Eine Sicherungsvollstreckung nach § 720a ZPO ist hier meiner Meinung nach nicht möglich, da es sich bei dem titulierten Anspruch nicht um eine reine Geldzahlung handelt, sondern um die Herausgabe und Übertragung von Aktien, für die zudem bei den Namensaktien vor der Verwertung noch die Umschreibung auf den Gläubiger erforderlich ist, § 822 ZPO. Ich fürchte daher, dass der Gläubiger in diesem Fall zunächst Sicherheit leisten muss, wenn er bereits vor Rechtskraft auf die Wertpapiere zugreifen will.
Bei der Zwangsvollstreckung von Aktien kommt es zunächst darauf an, wo sich die Aktien befinden. Sind sie in einem Wertpapierdepot, dann erfolgt die Zwangsvollstreckung per PfÜB, Drittschuldner ist die Bank. Die Verwertung erfolgt durch den GVZ nach § 821 ZPO. Sind die Aktien beim Schuldner oder in einem Bankschließfach, erfolgt die Pfändung durch den GVZ durch Herausgabevollstreckung nach §§ 808, 821 ZPO. Der GVZ muss sich also Zutritt zur Wohnung oder zum Bankschließfach des Schuldners verschaffen, wenn der Schuldner die Aktien nicht freiwillig herausgibt, diese an sich nehmen und dann anschließend verwerten. Er kann aber auch davon absehen, die Wertpapiere an sich zu nehmen, wenn nicht zu befürchten ist, dass der Schuldner diese in der Zwischenzeit selbst verwertet.

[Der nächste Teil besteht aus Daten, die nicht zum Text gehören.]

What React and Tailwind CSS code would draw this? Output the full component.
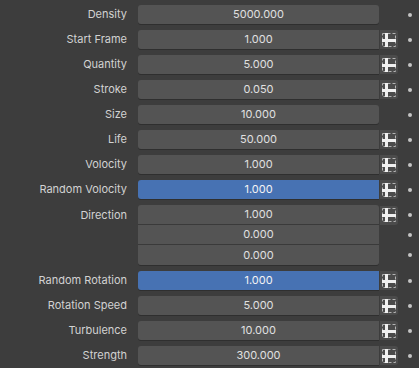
const rows = [
  { label: "Density", value: "5000.000", key: false },
  { label: "Start Frame", value: "1.000", key: true },
  { label: "Quantity", value: "5.000", key: true },
  { label: "Stroke", value: "0.050", key: true },
  { label: "Size", value: "10.000", key: false },
  { label: "Life", value: "50.000", key: true },
  { label: "Volocity", value: "1.000", key: true },
  { label: "Random Volocity", value: "1.000", key: true, active: true },
];

const rowsAfter = [
  { label: "Random Rotation", value: "1.000", key: true, active: true },
  { label: "Rotation Speed", value: "5.000", key: true },
  { label: "Turbulence", value: "10.000", key: true },
  { label: "Strength", value: "300.000", key: true },
];

const KeyIcon = () => (
  <div className="w-[18px] h-[19px] ml-px bg-[#4b4b4b] rounded-r-[3px] flex items-center justify-center">
    <svg width="18" height="18" viewBox="0 0 18 18">
      <rect
        x="2.5"
        y="2.5"
        width="13"
        height="13"
        fill="none"
        stroke="#b4b4b4"
        strokeWidth="1"
        strokeDasharray="3 2"
      />
      <rect x="5" y="2" width="3" height="14" fill="#f0f0f0" />
      <rect x="2" y="8" width="14" height="3" fill="#f0f0f0" />
    </svg>
  </div>
);

const Dot = () => (
  <div className="flex-1 flex items-center justify-center pl-[3px]">
    <span className="w-[4px] h-[4px] rounded-full bg-[#c4c4c4]" />
  </div>
);

const Row = ({ label, value, hasKey, active }) => (
  <div className="flex items-center h-[19px]">
    <div className="w-[128px] pr-px text-right text-[#d2d2d2]">{label}</div>
    <div className="w-[10px]" />
    <div
      className={`w-[241px] h-[19px] flex items-center justify-center ${
        active ? "bg-[#4772b3] text-[#f4f4f4]" : "bg-[#545454] text-[#e0e0e0]"
      } ${hasKey ? "rounded-l-[3px]" : "rounded-[3px]"} shadow-[0_1px_0_#2f2f2f]`}
    >
      {value}
    </div>
    {hasKey ? <KeyIcon /> : <div className="w-[19px]" />}
    <Dot />
  </div>
);

export default function App() {
  return (
    <div
      className="w-[419px] h-[368px] bg-[#3d3d3d] text-[11px] pt-[5px] flex flex-col gap-[6px] overflow-hidden"
      style={{ fontFamily: "Inter, 'DejaVu Sans', sans-serif" }}
    >
      {rows.map((r) => (
        <Row key={r.label} label={r.label} value={r.value} hasKey={r.key} active={r.active} />
      ))}
      <div className="flex">
        <div className="w-[138px] flex flex-col">
          <div className="h-[20px] flex items-center justify-end pr-[11px] text-[#d2d2d2]">
            Direction
          </div>
        </div>
        <div className="w-[241px] flex flex-col rounded-[3px] overflow-hidden shadow-[0_1px_0_#2f2f2f]">
          <div className="h-[20px] bg-[#545454] text-[#e0e0e0] flex items-center justify-center border-b border-[#3a3a3a]">
            1.000
          </div>
          <div className="h-[20px] bg-[#545454] text-[#e0e0e0] flex items-center justify-center border-b border-[#3a3a3a]">
            0.000
          </div>
          <div className="h-[20px] bg-[#545454] text-[#e0e0e0] flex items-center justify-center">
            0.000
          </div>
        </div>
        <div className="w-[19px] flex flex-col">
          <div className="h-[20px] flex items-center">
            <KeyIcon />
          </div>
        </div>
        <div className="flex-1 flex flex-col">
          <div className="h-[20px] flex"><Dot /></div>
          <div className="h-[20px] flex"><Dot /></div>
          <div className="h-[20px] flex"><Dot /></div>
        </div>
      </div>
      {rowsAfter.map((r) => (
        <Row key={r.label} label={r.label} value={r.value} hasKey={r.key} active={r.active} />
      ))}
    </div>
  );
}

In jedem Fall würde ich den Mandanten bei einer Zwangsvollstreckung vor Rechtskraft vorsorglich auf mögliche Schadensersatzansprüche hinweisen, falls im Rahmen einer Berufung das Urteil abgeändert/einkassiert wird.

Eventuell meldet sich zu diesem Thread ja auch noch einer der Gerichtsvollzieher zu Wort.